De 2004 à 2021, les résultats sont considérables et parlent d’eux-mêmes : 408 500 logements ont été réhabilités, 175 000 ont été démolis, et 220 000 construits selon les meilleures normes environnementales, dont 80 000 au titre de la diversification de l’offre de logements en vue de favoriser de la mixité sociale. Non seulement nous avons transformé la physionomie des villes et permis le désenclavement des quartiers, mais nous avons profondément changé la façon d’habiter ces quartiers. La production de logement social et en accession enrichit l’offre de parcours résidentiel pour tous : en étude, en démarrant sa vie professionnelle et agrandissant sa famille, pour y vieillir sereinement. Dans cette dynamique l’ANRU cherche ainsi à améliorer la qualité de vie dans les logements et alléger le poids des factures d’énergie de tous.

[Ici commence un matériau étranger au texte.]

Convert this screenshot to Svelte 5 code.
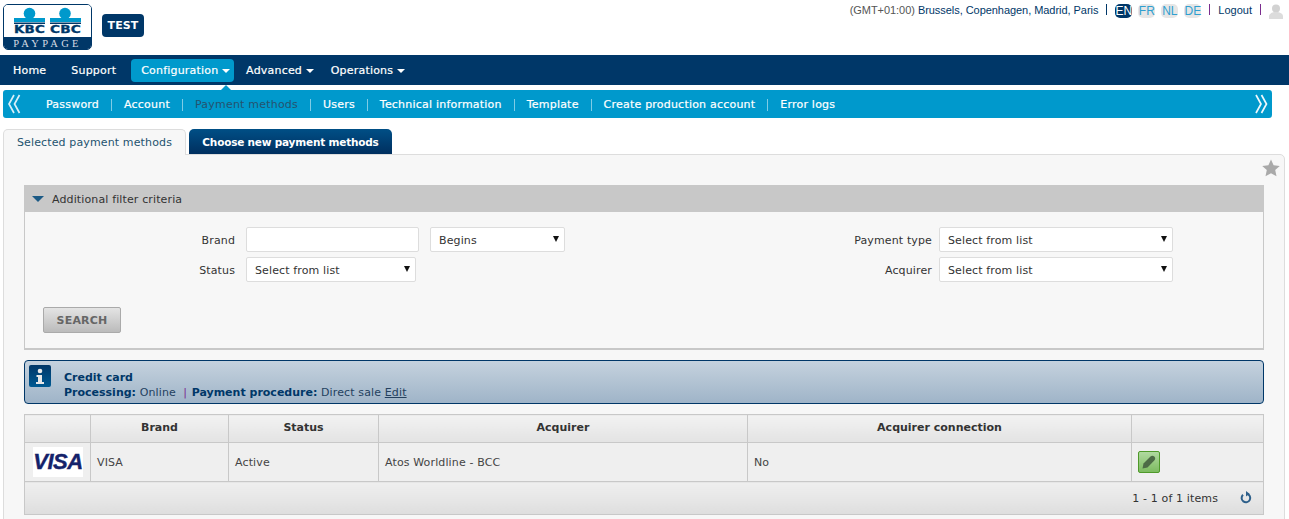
<script>
  const navItems = [
    { label: "Home" },
    { label: "Support" },
    { label: "Configuration", caret: true, active: true },
    { label: "Advanced", caret: true },
    { label: "Operations", caret: true },
  ];
  const subItems = ["Password", "Account", "Payment methods", "Users", "Technical information", "Template", "Create production account", "Error logs"];
  const langs = ["EN", "FR", "NL", "DE"];
</script>

<div class="page">
  <header class="top">
    <div class="logo">
      <div class="logo-white">
        <svg width="87" height="32" viewBox="0 0 87 32">
          <g fill="#0099cc">
            <circle cx="25.500" cy="8.500" r="5.800" />
            <rect x="10" y="13" width="31" height="4" />
            <circle cx="61" cy="8.500" r="5.800" />
            <rect x="46" y="13" width="31" height="4" />
          </g>
          <rect x="10" y="17.500" width="31" height="1.500" fill="#003768" />
          <rect x="46" y="17.500" width="31" height="1.500" fill="#003768" />
          <text class="logo-kbc" x="10" y="27.500" textLength="31" lengthAdjust="spacingAndGlyphs">KBC</text>
          <text class="logo-kbc" x="46" y="27.500" textLength="31" lengthAdjust="spacingAndGlyphs">CBC</text>
        </svg>
      </div>
      <div class="logo-foot">PAYPAGE</div>
    </div>
    <div class="test">TEST</div>
    <div class="user-line">
      <span class="tz"><span class="gmt">(GMT+01:00)</span> Brussels, Copenhagen, Madrid, Paris</span>
      <span class="sep first"></span>
      <span class="langs">
        {#each langs as l, i}
          <span class="lang" class:on={i === 0}>{l}</span>
        {/each}
      </span>
      <span class="sep"></span>
      <span class="logout">Logout</span>
      <span class="sep"></span>
      <svg class="avatar" width="14" height="15" viewBox="0 0 14 15">
        <circle cx="7" cy="4.500" r="4" fill="#d2d2d2" />
        <path d="M0 15 v-2.500 c0-3 3-4.500 7-4.500 s7 1.500 7 4.500 v2.500z" fill="#dcdcdc" />
      </svg>
    </div>
  </header>

  <nav class="nav">
    {#each navItems as item}
      <span class="nav-item" class:active={item.active} class:has-caret={item.caret}>
        {item.label}
        {#if item.caret}<i class="caret"></i>{/if}
        {#if item.active}<i class="pointer"></i>{/if}
      </span>
    {/each}
  </nav>

  <div class="subnav">
    <svg class="chev" width="14" height="20" viewBox="0 0 14 20">
      <path d="M7 1 L2 10 L7 19 M12.500 1 L7.500 10 L12.500 19" fill="none" stroke="#d8eff8" stroke-width="1.700" />
    </svg>
    <div class="sub-items">
      {#each subItems as s, i}
        <span class="sub-item" class:current={i === 2}>{s}</span>
      {/each}
    </div>
    <svg class="chev" width="14" height="20" viewBox="0 0 14 20">
      <path d="M2 1 L7 10 L2 19 M7.500 1 L12.500 10 L7.500 19" fill="none" stroke="#eef8fc" stroke-width="1.700" />
    </svg>
  </div>

  <div class="tabs">
    <div class="tab sel">Selected payment methods</div>
    <div class="tab other">Choose new payment methods</div>
  </div>

  <section class="panel">
    <div class="star-row">
      <svg width="18" height="18" viewBox="0 0 18 18">
        <path d="M9 .5 L11.600 6.200 L17.800 6.900 L13.200 11.100 L14.500 17.300 L9 14.200 L3.500 17.300 L4.800 11.100 L.2 6.900 L6.400 6.200Z" fill="#a9a9a9" />
      </svg>
    </div>

    <div class="filter">
      <div class="filter-head"><i class="tri"></i>Additional filter criteria</div>
      <div class="filter-body">
        <div class="form-grid">
          <div class="form-col left">
            <div class="row">
              <label for="brand">Brand</label>
              <input id="brand" class="field w173" />
              <div class="field select w135">Begins</div>
            </div>
            <div class="row">
              <span class="lbl">Status</span>
              <div class="field select w170">Select from list</div>
            </div>
          </div>
          <div class="form-col right">
            <div class="row">
              <span class="lbl">Payment type</span>
              <div class="field select w234">Select from list</div>
            </div>
            <div class="row">
              <span class="lbl">Acquirer</span>
              <div class="field select w234">Select from list</div>
            </div>
          </div>
        </div>
        <button class="search">SEARCH</button>
      </div>
    </div>

    <div class="info">
      <div class="info-icon">
        <svg width="22" height="22" viewBox="0 0 22 22">
          <defs>
            <linearGradient id="infoBg" x1="0" y1="0" x2="0" y2="1">
              <stop offset="0" stop-color="#003768" />
              <stop offset="1" stop-color="#005a92" />
            </linearGradient>
          </defs>
          <rect width="22" height="22" rx="2" fill="url(#infoBg)" />
          <circle cx="11" cy="6" r="2.300" fill="#e8e8e8" />
          <path d="M7.500 10 h5.500 v7 h2 v2 h-8 v-2 h2 v-5 h-1.500z" fill="#e8e8e8" />
        </svg>
      </div>
      <div class="info-text">
        <div><b>Credit card</b></div>
        <div><b>Processing:</b> Online &nbsp;<span class="pipe">|</span> <b>Payment procedure:</b> Direct sale <u>Edit</u></div>
      </div>
    </div>

    <table class="grid">
      <colgroup>
        <col style="width:66px" /><col style="width:138px" /><col style="width:150px" /><col style="width:369px" /><col style="width:384px" /><col />
      </colgroup>
      <thead>
        <tr>
          <th></th><th>Brand</th><th>Status</th><th>Acquirer</th><th>Acquirer connection</th><th></th>
        </tr>
      </thead>
      <tbody>
        <tr>
          <td class="logo-cell"><div class="visa">VISA</div></td>
          <td>VISA</td>
          <td>Active</td>
          <td>Atos Worldline - BCC</td>
          <td>No</td>
          <td>
            <span class="edit">
              <svg width="14" height="14" viewBox="0 0 14 14">
                <path d="M.5 13.500 L1.500 8.500 L8.500 1.500 C9.700 .4 11 .4 12.300 1.500 C13.500 2.800 13.500 4.200 12.300 5.500 L5.500 12.500Z" fill="#4d6b46" />
              </svg>
            </span>
          </td>
        </tr>
      </tbody>
      <tfoot>
        <tr>
          <td colspan="6">
            <div class="pager">
              <span>1 - 1 of 1 items</span>
              <svg class="refresh" width="14" height="14" viewBox="0 0 14 14">
                <path d="M4 4.800 A4.300 4.300 0 1 0 8 3.800" fill="none" stroke="#2d5f8a" stroke-width="2" />
                <path d="M7 1 L10.500 3.800 L7 6.500Z" fill="#2d5f8a" />
              </svg>
            </div>
          </td>
        </tr>
      </tfoot>
    </table>
  </section>
</div>

<style>
  :global(body) {
    margin: 0;
    background: #fff;
  }
  .page {
    height: 519px;
    overflow: hidden;
    font-family: "DejaVu Sans", Verdana, sans-serif;
    font-size: 11px;
    letter-spacing: .13px;
    color: #333;
  }
  .top {
    height: 55px;
    display: flex;
    align-items: flex-start;
    box-sizing: border-box;
    padding: 4px 0 0 3px;
  }
  .logo {
    width: 89px;
    height: 46px;
    box-sizing: border-box;
    border: 1px solid #003768;
    border-radius: 5px;
    overflow: hidden;
    display: flex;
    flex-direction: column;
  }
  .logo-white {
    height: 32px;
    background: #fff;
  }
  .logo-kbc {
    font: bold 10px "DejaVu Sans", sans-serif;
    fill: #003768;
    stroke: #003768;
    stroke-width: .3px;
  }
  .logo-foot {
    flex: 1;
    background: #003768;
    color: #d7dde5;
    text-align: center;
    font: 10.500px/13px "Liberation Serif", serif;
    letter-spacing: 3.300px;
    white-space: nowrap;
  }
  .test {
    margin: 10px 0 0 10px;
    width: 42px;
    height: 23px;
    border-radius: 4px;
    background: #003768;
    color: #fff;
    font-weight: bold;
    font-size: 11px;
    line-height: 23px;
    text-align: center;
  }
  .user-line {
    margin-left: auto;
    margin-right: 6px;
    margin-top: -3px;
    display: flex;
    align-items: center;
    height: 17px;
    font: 11px "Liberation Sans", Arial, sans-serif;
    letter-spacing: 0;
    color: #003768;
  }
  .tz {
    letter-spacing: -.05px;
  }
  .gmt {
    color: #555;
  }
  .sep {
    width: 1px;
    height: 11px;
    background: #7b2d8e;
    margin: 0 8px;
  }
  .sep.first {
    background: #003768;
  }
  .langs {
    display: flex;
    gap: 6px;
    font-size: 12px;
    margin-top: 2px;
  }
  .lang {
    width: 17px;
    height: 14px;
    line-height: 14px;
    text-align: center;
    border-radius: 5px;
    background: #e6e6e6;
    color: #2f9fd0;
  }
  .lang.on {
    background: #003768;
    color: #fff;
  }
  .avatar {
    margin-top: 3px;
  }
  .nav {
    height: 30px;
    background: #003768;
    display: flex;
    align-items: flex-start;
    padding: 4px 0 0 3px;
    box-sizing: border-box;
    color: #fff;
    font-size: 11px;
    letter-spacing: .2px;
    -webkit-text-stroke: .2px #fff;
  }
  .nav-item {
    position: relative;
    height: 23px;
    line-height: 24px;
    padding: 0 10px;
    margin-right: 5px;
    white-space: nowrap;
    border-radius: 4px;
  }
  .nav-item.has-caret {
    padding-right: 4px;
    margin-right: 3px;
  }
  .nav-item.active {
    background: #0099cc;
    margin-right: 2px;
  }
  .caret {
    display: inline-block;
    vertical-align: 1px;
    border: 4px solid transparent;
    border-top-color: #fff;
    border-bottom: 0;
  }
  .pointer {
    position: absolute;
    left: 90px;
    bottom: -8px;
    border: 5px solid transparent;
    border-bottom-color: #0099cc;
    border-top: 0;
  }
  .subnav {
    margin: 5px 17px 0 3px;
    height: 28px;
    background: #0099cc;
    border-radius: 3px;
    display: flex;
    align-items: center;
    justify-content: space-between;
    padding: 0 4px;
  }
  .sub-items {
    flex: 1;
    display: flex;
    align-items: center;
    padding-left: 25px;
    padding-top: 2px;
    color: #fff;
    letter-spacing: .21px;
    -webkit-text-stroke: .2px #fff;
  }
  .sub-item {
    padding: 0 12px;
    line-height: 12px;
    border-left: 1px solid #7fcce6;
  }
  .sub-item:first-child {
    border-left: 0;
    padding-left: 0;
  }
  .sub-item.current {
    color: #24536f;
    -webkit-text-stroke: 0;
  }
  .tabs {
    display: flex;
    margin: 11px 0 0 3px;
    gap: 3px;
    height: 25px;
    position: relative;
    z-index: 1;
  }
  .tab {
    box-sizing: border-box;
    height: 25px;
    border-radius: 5px 5px 0 0;
    line-height: 25px;
    text-align: center;
  }
  .tab.sel {
    width: 183px;
    height: 26px;
    background: #f7f7f7;
    border: 1px solid #ddd;
    border-bottom: 0;
    color: #24536f;
  }
  .tab.other {
    width: 203px;
    background: linear-gradient(#004f86, #002f5f);
    color: #fff;
    font-weight: bold;
    font-size: 10.500px;
    letter-spacing: -.2px;
    line-height: 26px;
  }
  .panel {
    margin: 0 4px 0 3px;
    box-sizing: border-box;
    height: 380px;
    background: #f7f7f7;
    border: 1px solid #ddd;
    border-radius: 0 5px 0 0;
    padding: 0 20px;
  }
  .star-row {
    height: 30px;
    display: flex;
    justify-content: flex-end;
    align-items: flex-start;
    margin-right: -16px;
    padding-top: 4px;
    box-sizing: border-box;
  }
  .filter {
    height: 165px;
    box-sizing: border-box;
    border: 1px solid #c8c8c8;
    border-bottom-width: 2px;
    border-top: 0;
  }
  .filter-head {
    height: 27px;
    box-sizing: border-box;
    background: #c8c8c8;
    margin: 0 -1px;
    padding: 1px 0 0 8px;
    color: #333;
    display: flex;
    align-items: center;
  }
  .tri {
    border: 6px solid transparent;
    border-top: 6px solid #1c5a85;
    border-bottom: 0;
    margin-right: 8px;
  }
  .filter-body {
    padding: 15px 18px 0;
  }
  .form-grid {
    display: flex;
    height: 80px;
  }
  .form-col {
    display: flex;
    flex-direction: column;
    gap: 5px;
  }
  .form-col.left {
    margin-left: 156px;
    width: 514px;
  }
  .form-col.right {
    width: 446px;
    margin-left: 14px;
  }
  .form-col.right .row {
    justify-content: flex-end;
    gap: 7px;
  }
  .form-col.left label,
  .form-col.left .lbl {
    width: 36px;
    text-align: right;
  }
  .row {
    display: flex;
    align-items: center;
    height: 25px;
    gap: 11px;
  }
  .row label,
  .lbl {
    color: #333;
    white-space: nowrap;
    padding-top: 1px;
  }
  .field {
    box-sizing: border-box;
    height: 25px;
    border: 1px solid #ddd;
    border-radius: 2px;
    background: #fff;
    padding: 0 8px;
    font: inherit;
    color: #333;
  }
  .w173 { width: 173px; }
  .w135 { width: 135px; }
  .w170 { width: 170px; }
  .w234 { width: 234px; }
  .select {
    position: relative;
    line-height: 25px;
  }
  .select::after {
    content: "";
    position: absolute;
    right: 5px;
    top: 8px;
    border: 3.500px solid transparent;
    border-top: 6px solid #111;
    border-bottom: 0;
  }
  .search {
    display: block;
    width: 78px;
    height: 26px;
    padding: 0;
    border: 1px solid #aaa;
    border-radius: 2px;
    background: linear-gradient(#e4e4e4, #bbb);
    color: #666;
    font: bold 11px "DejaVu Sans", sans-serif;
    letter-spacing: .2px;
  }
  .info {
    margin-top: 10px;
    height: 44px;
    box-sizing: border-box;
    border: 1px solid #003768;
    border-radius: 4px;
    background: linear-gradient(#c5d2de, #9fb4c8);
    display: flex;
    padding: 4px 0 0 4px;
    color: #003768;
  }
  .info-icon {
    height: 22px;
  }
  .info-text {
    margin-left: 13px;
    margin-top: 5px;
    line-height: 15px;
    color: #24415f;
  }
  .info-text b {
    color: #003768;
    letter-spacing: 0;
  }
  .pipe {
    color: #7b2d8e;
    margin-right: 1px;
  }
  .grid {
    margin-top: 10px;
    width: 1240px;
    border-collapse: collapse;
    table-layout: fixed;
    border: 1px solid #c8c8c8;
    background: #efefef;
  }
  .grid th,
  .grid td {
    border: 1px solid #c8c8c8;
    padding: 0 6px;
    text-align: left;
    font-weight: normal;
    color: #444;
  }
  .grid th {
    height: 25px;
    padding-bottom: 2px;
    background: linear-gradient(#f2f2f2, #e3e3e3);
    text-align: center;
    font-weight: bold;
    color: #333;
    letter-spacing: 0;
  }
  .grid tbody td {
    height: 38px;
  }
  .grid .logo-cell {
    padding: 0 0 0 8px;
  }
  .visa {
    width: 50px;
    height: 30px;
    background: #fff;
    color: #14226a;
    font: italic bold 22px/30px "Liberation Sans", Arial, sans-serif;
    text-align: center;
    letter-spacing: -.5px;
    -webkit-text-stroke: .4px #14226a;
  }
  .edit {
    width: 22px;
    height: 22px;
    box-sizing: border-box;
    border: 1px solid #4f9a2a;
    border-radius: 2px;
    background: linear-gradient(#b0d9a0, #7dbb60);
    display: flex;
    align-items: center;
    justify-content: center;
  }
  .grid tfoot td {
    height: 32px;
    background: linear-gradient(#efefef, #dedede);
    color: #333;
  }
  .pager {
    display: flex;
    justify-content: flex-end;
    align-items: center;
    gap: 21px;
    padding-right: 4px;
    padding-top: 1px;
  }
  .refresh {
    margin-bottom: 4px;
  }
</style>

Pour les 450 quartiers concernés par l’ANRU 2 en cours dont 100% des projets sont contractualisés et plus des 2/3 sont engagés, la question climatique est au cœur des préoccupations. D’ici 2030, 3300 équipements publics auront été construits ou restructurés dont 800 écoles où le cadre d’enseignement, les besoins de fraîcheur, de nature, y sont particulièrement pris en compte. La rénovation énergétique des logements est aussi un défi majeur. Encore une fois les résultats sont assez clairs : les rénovations accompagnées par l’ANRU entraînent une division par deux de la consommation énergétique des logements et ont permis à 80 % des habitants concernés de sortir de la précarité énergétique. Concrètement, c’est un meilleur confort thermique chez soi et une facture d’énergie réduite, donc plus de justice sociale et moins d’émissions de CO2.

L’ANRU est un outil formidable d’innovation et d’accélération des transitions indispensables à la fabrique de villes plus inclusives, plus sobres et plus durables.